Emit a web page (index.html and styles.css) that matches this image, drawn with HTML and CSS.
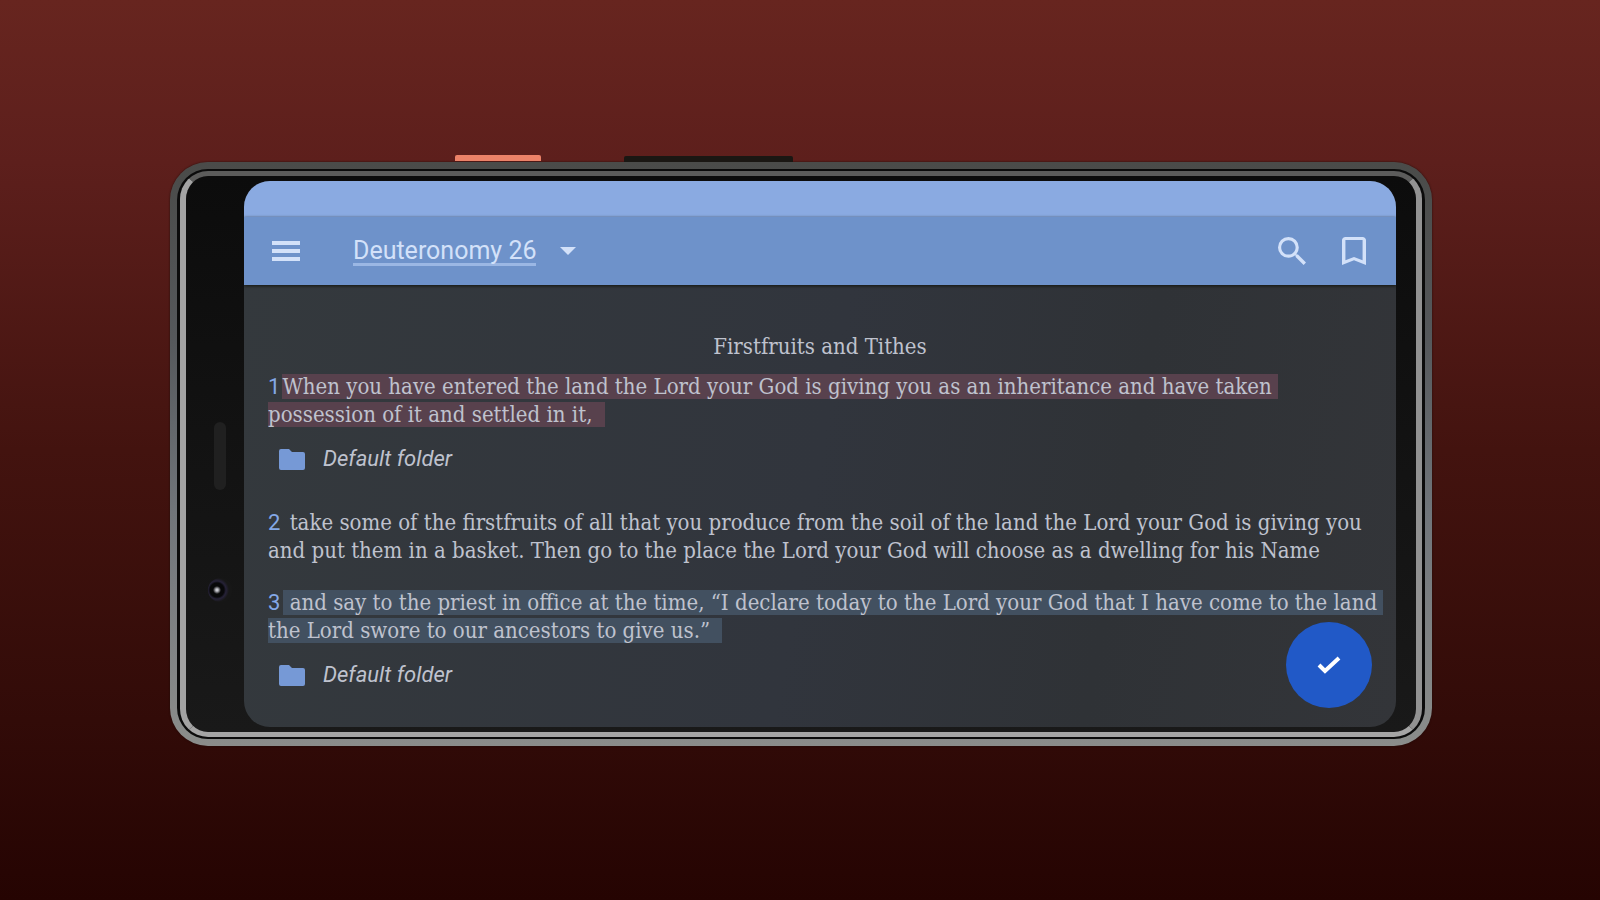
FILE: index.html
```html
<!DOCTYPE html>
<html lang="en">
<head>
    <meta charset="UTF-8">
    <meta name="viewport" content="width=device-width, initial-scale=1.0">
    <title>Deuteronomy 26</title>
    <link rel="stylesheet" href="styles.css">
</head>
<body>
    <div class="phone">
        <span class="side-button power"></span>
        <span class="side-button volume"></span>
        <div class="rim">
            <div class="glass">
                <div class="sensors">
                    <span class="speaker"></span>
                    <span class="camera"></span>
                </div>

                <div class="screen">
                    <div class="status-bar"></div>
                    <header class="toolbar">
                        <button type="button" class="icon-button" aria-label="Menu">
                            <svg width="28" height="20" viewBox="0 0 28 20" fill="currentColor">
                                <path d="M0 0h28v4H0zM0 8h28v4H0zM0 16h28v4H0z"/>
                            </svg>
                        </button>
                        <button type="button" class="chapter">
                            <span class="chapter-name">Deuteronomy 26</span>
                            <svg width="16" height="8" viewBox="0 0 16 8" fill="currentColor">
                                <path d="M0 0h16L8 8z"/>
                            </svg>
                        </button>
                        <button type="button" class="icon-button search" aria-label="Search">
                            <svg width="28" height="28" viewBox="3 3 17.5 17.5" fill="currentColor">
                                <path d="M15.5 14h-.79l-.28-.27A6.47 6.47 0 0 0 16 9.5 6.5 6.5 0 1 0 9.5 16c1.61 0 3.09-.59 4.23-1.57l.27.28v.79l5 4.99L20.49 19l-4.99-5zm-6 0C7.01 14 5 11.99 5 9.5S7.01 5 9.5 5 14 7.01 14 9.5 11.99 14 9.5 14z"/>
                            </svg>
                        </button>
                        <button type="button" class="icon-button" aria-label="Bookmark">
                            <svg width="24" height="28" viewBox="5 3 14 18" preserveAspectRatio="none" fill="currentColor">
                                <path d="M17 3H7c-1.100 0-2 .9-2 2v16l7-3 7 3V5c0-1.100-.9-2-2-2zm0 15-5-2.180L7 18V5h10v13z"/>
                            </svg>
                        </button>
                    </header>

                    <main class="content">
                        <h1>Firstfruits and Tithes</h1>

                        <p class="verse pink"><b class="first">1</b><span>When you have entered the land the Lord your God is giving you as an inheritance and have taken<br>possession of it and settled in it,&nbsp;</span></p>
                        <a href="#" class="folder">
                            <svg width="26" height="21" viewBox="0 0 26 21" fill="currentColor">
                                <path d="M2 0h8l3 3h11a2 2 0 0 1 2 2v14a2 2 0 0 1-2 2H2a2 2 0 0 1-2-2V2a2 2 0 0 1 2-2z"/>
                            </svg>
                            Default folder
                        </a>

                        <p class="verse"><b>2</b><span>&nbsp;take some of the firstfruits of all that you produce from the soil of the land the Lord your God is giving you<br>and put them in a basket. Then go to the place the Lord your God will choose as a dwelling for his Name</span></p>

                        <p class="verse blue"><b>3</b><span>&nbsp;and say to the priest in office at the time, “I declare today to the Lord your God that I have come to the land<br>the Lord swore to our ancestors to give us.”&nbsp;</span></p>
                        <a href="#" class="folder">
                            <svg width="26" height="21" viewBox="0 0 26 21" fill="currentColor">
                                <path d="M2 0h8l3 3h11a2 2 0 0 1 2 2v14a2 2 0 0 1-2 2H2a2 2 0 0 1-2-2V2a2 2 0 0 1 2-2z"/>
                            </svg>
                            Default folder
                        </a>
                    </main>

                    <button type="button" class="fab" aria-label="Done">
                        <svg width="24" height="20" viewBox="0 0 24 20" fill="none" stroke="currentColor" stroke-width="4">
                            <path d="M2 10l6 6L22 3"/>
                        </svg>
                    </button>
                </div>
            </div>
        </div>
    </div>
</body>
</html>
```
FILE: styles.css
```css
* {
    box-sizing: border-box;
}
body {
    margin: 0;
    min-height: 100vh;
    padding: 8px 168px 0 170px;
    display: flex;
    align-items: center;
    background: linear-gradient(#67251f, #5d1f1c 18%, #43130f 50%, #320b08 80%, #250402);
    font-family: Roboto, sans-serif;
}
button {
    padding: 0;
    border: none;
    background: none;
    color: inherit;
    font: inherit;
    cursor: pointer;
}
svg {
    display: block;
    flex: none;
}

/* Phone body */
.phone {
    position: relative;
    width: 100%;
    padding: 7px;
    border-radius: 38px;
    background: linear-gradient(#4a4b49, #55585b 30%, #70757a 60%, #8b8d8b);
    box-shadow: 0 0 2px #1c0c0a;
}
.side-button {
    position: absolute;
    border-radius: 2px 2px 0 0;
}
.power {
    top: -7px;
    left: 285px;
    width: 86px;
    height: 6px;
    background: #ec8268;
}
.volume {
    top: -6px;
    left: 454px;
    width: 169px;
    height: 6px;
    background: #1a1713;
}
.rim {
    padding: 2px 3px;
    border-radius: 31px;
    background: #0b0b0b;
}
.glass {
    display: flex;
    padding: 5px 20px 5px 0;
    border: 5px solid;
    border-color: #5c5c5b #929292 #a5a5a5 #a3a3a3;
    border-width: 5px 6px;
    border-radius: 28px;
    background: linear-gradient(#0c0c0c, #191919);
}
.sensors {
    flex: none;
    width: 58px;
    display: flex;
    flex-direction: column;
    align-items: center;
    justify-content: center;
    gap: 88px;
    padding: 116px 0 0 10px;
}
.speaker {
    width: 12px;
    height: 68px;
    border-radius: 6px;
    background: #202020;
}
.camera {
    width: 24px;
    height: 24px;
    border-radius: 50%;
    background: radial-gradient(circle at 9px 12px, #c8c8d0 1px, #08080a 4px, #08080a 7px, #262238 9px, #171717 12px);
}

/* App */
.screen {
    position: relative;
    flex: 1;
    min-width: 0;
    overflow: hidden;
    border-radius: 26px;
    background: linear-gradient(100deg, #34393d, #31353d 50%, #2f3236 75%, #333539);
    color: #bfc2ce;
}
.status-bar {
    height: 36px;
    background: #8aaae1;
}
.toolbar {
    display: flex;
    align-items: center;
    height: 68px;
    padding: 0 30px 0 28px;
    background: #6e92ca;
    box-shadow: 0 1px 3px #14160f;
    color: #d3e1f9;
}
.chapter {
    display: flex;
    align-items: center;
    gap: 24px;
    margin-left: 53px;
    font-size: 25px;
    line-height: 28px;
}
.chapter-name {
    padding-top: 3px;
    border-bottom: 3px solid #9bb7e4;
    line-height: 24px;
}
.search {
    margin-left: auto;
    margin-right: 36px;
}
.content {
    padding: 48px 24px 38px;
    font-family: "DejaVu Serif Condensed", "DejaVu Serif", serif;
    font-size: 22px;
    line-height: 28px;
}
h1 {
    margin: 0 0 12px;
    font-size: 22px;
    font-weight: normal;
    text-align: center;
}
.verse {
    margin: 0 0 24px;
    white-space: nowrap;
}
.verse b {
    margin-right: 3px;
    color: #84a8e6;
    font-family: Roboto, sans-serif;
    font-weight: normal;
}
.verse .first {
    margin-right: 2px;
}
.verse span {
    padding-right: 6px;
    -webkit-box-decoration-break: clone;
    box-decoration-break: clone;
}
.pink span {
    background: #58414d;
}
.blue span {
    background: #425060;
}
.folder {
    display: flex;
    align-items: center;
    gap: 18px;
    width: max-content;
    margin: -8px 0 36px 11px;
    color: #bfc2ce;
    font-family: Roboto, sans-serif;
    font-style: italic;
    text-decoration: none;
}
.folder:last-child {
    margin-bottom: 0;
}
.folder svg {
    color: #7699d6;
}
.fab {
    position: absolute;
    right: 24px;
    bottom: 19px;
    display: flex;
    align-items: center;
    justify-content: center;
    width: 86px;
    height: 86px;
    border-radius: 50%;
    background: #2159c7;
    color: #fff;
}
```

++++++++

Written request
Copy the listing exactly. Any image in it stays out of the copy.

Result of this task
Emit a web page (index.html and styles.css) that matches this image, drawn with HTML and CSS.
FILE: index.html
```html
<!DOCTYPE html>
<html lang="en">
<head>
    <meta charset="UTF-8">
    <meta name="viewport" content="width=device-width, initial-scale=1.0">
    <title>Deuteronomy 26</title>
    <link rel="stylesheet" href="styles.css">
</head>
<body>
    <div class="phone">
        <span class="side-button power"></span>
        <span class="side-button volume"></span>
        <div class="rim">
            <div class="glass">
                <div class="sensors">
                    <span class="speaker"></span>
                    <span class="camera"></span>
                </div>

                <div class="screen">
                    <div class="status-bar"></div>
                    <header class="toolbar">
                        <button type="button" class="icon-button" aria-label="Menu">
                            <svg width="28" height="20" viewBox="0 0 28 20" fill="currentColor">
                                <path d="M0 0h28v4H0zM0 8h28v4H0zM0 16h28v4H0z"/>
                            </svg>
                        </button>
                        <button type="button" class="chapter">
                            <span class="chapter-name">Deuteronomy 26</span>
                            <svg width="16" height="8" viewBox="0 0 16 8" fill="currentColor">
                                <path d="M0 0h16L8 8z"/>
                            </svg>
                        </button>
                        <button type="button" class="icon-button search" aria-label="Search">
                            <svg width="28" height="28" viewBox="3 3 17.5 17.5" fill="currentColor">
                                <path d="M15.5 14h-.79l-.28-.27A6.47 6.47 0 0 0 16 9.5 6.5 6.5 0 1 0 9.5 16c1.61 0 3.09-.59 4.23-1.57l.27.28v.79l5 4.99L20.49 19l-4.99-5zm-6 0C7.01 14 5 11.99 5 9.5S7.01 5 9.5 5 14 7.01 14 9.5 11.99 14 9.5 14z"/>
                            </svg>
                        </button>
                        <button type="button" class="icon-button" aria-label="Bookmark">
                            <svg width="24" height="28" viewBox="5 3 14 18" preserveAspectRatio="none" fill="currentColor">
                                <path d="M17 3H7c-1.100 0-2 .9-2 2v16l7-3 7 3V5c0-1.100-.9-2-2-2zm0 15-5-2.180L7 18V5h10v13z"/>
                            </svg>
                        </button>
                    </header>

                    <main class="content">
                        <h1>Firstfruits and Tithes</h1>

                        <p class="verse pink"><b class="first">1</b><span>When you have entered the land the Lord your God is giving you as an inheritance and have taken<br>possession of it and settled in it,&nbsp;</span></p>
                        <a href="#" class="folder">
                            <svg width="26" height="21" viewBox="0 0 26 21" fill="currentColor">
                                <path d="M2 0h8l3 3h11a2 2 0 0 1 2 2v14a2 2 0 0 1-2 2H2a2 2 0 0 1-2-2V2a2 2 0 0 1 2-2z"/>
                            </svg>
                            Default folder
                        </a>

                        <p class="verse"><b>2</b><span>&nbsp;take some of the firstfruits of all that you produce from the soil of the land the Lord your God is giving you<br>and put them in a basket. Then go to the place the Lord your God will choose as a dwelling for his Name</span></p>

                        <p class="verse blue"><b>3</b><span>&nbsp;and say to the priest in office at the time, “I declare today to the Lord your God that I have come to the land<br>the Lord swore to our ancestors to give us.”&nbsp;</span></p>
                        <a href="#" class="folder">
                            <svg width="26" height="21" viewBox="0 0 26 21" fill="currentColor">
                                <path d="M2 0h8l3 3h11a2 2 0 0 1 2 2v14a2 2 0 0 1-2 2H2a2 2 0 0 1-2-2V2a2 2 0 0 1 2-2z"/>
                            </svg>
                            Default folder
                        </a>
                    </main>

                    <button type="button" class="fab" aria-label="Done">
                        <svg width="24" height="20" viewBox="0 0 24 20" fill="none" stroke="currentColor" stroke-width="4">
                            <path d="M2 10l6 6L22 3"/>
                        </svg>
                    </button>
                </div>
            </div>
        </div>
    </div>
</body>
</html>
```
FILE: styles.css
```css
* {
    box-sizing: border-box;
}
body {
    margin: 0;
    min-height: 100vh;
    padding: 8px 168px 0 170px;
    display: flex;
    align-items: center;
    background: linear-gradient(#67251f, #5d1f1c 18%, #43130f 50%, #320b08 80%, #250402);
    font-family: Roboto, sans-serif;
}
button {
    padding: 0;
    border: none;
    background: none;
    color: inherit;
    font: inherit;
    cursor: pointer;
}
svg {
    display: block;
    flex: none;
}

/* Phone body */
.phone {
    position: relative;
    width: 100%;
    padding: 7px;
    border-radius: 38px;
    background: linear-gradient(#4a4b49, #55585b 30%, #70757a 60%, #8b8d8b);
    box-shadow: 0 0 2px #1c0c0a;
}
.side-button {
    position: absolute;
    border-radius: 2px 2px 0 0;
}
.power {
    top: -7px;
    left: 285px;
    width: 86px;
    height: 6px;
    background: #ec8268;
}
.volume {
    top: -6px;
    left: 454px;
    width: 169px;
    height: 6px;
    background: #1a1713;
}
.rim {
    padding: 2px 3px;
    border-radius: 31px;
    background: #0b0b0b;
}
.glass {
    display: flex;
    padding: 5px 20px 5px 0;
    border: 5px solid;
    border-color: #5c5c5b #929292 #a5a5a5 #a3a3a3;
    border-width: 5px 6px;
    border-radius: 28px;
    background: linear-gradient(#0c0c0c, #191919);
}
.sensors {
    flex: none;
    width: 58px;
    display: flex;
    flex-direction: column;
    align-items: center;
    justify-content: center;
    gap: 88px;
    padding: 116px 0 0 10px;
}
.speaker {
    width: 12px;
    height: 68px;
    border-radius: 6px;
    background: #202020;
}
.camera {
    width: 24px;
    height: 24px;
    border-radius: 50%;
    background: radial-gradient(circle at 9px 12px, #c8c8d0 1px, #08080a 4px, #08080a 7px, #262238 9px, #171717 12px);
}

/* App */
.screen {
    position: relative;
    flex: 1;
    min-width: 0;
    overflow: hidden;
    border-radius: 26px;
    background: linear-gradient(100deg, #34393d, #31353d 50%, #2f3236 75%, #333539);
    color: #bfc2ce;
}
.status-bar {
    height: 36px;
    background: #8aaae1;
}
.toolbar {
    display: flex;
    align-items: center;
    height: 68px;
    padding: 0 30px 0 28px;
    background: #6e92ca;
    box-shadow: 0 1px 3px #14160f;
    color: #d3e1f9;
}
.chapter {
    display: flex;
    align-items: center;
    gap: 24px;
    margin-left: 53px;
    font-size: 25px;
    line-height: 28px;
}
.chapter-name {
    padding-top: 3px;
    border-bottom: 3px solid #9bb7e4;
    line-height: 24px;
}
.search {
    margin-left: auto;
    margin-right: 36px;
}
.content {
    padding: 48px 24px 38px;
    font-family: "DejaVu Serif Condensed", "DejaVu Serif", serif;
    font-size: 22px;
    line-height: 28px;
}
h1 {
    margin: 0 0 12px;
    font-size: 22px;
    font-weight: normal;
    text-align: center;
}
.verse {
    margin: 0 0 24px;
    white-space: nowrap;
}
.verse b {
    margin-right: 3px;
    color: #84a8e6;
    font-family: Roboto, sans-serif;
    font-weight: normal;
}
.verse .first {
    margin-right: 2px;
}
.verse span {
    padding-right: 6px;
    -webkit-box-decoration-break: clone;
    box-decoration-break: clone;
}
.pink span {
    background: #58414d;
}
.blue span {
    background: #425060;
}
.folder {
    display: flex;
    align-items: center;
    gap: 18px;
    width: max-content;
    margin: -8px 0 36px 11px;
    color: #bfc2ce;
    font-family: Roboto, sans-serif;
    font-style: italic;
    text-decoration: none;
}
.folder:last-child {
    margin-bottom: 0;
}
.folder svg {
    color: #7699d6;
}
.fab {
    position: absolute;
    right: 24px;
    bottom: 19px;
    display: flex;
    align-items: center;
    justify-content: center;
    width: 86px;
    height: 86px;
    border-radius: 50%;
    background: #2159c7;
    color: #fff;
}
```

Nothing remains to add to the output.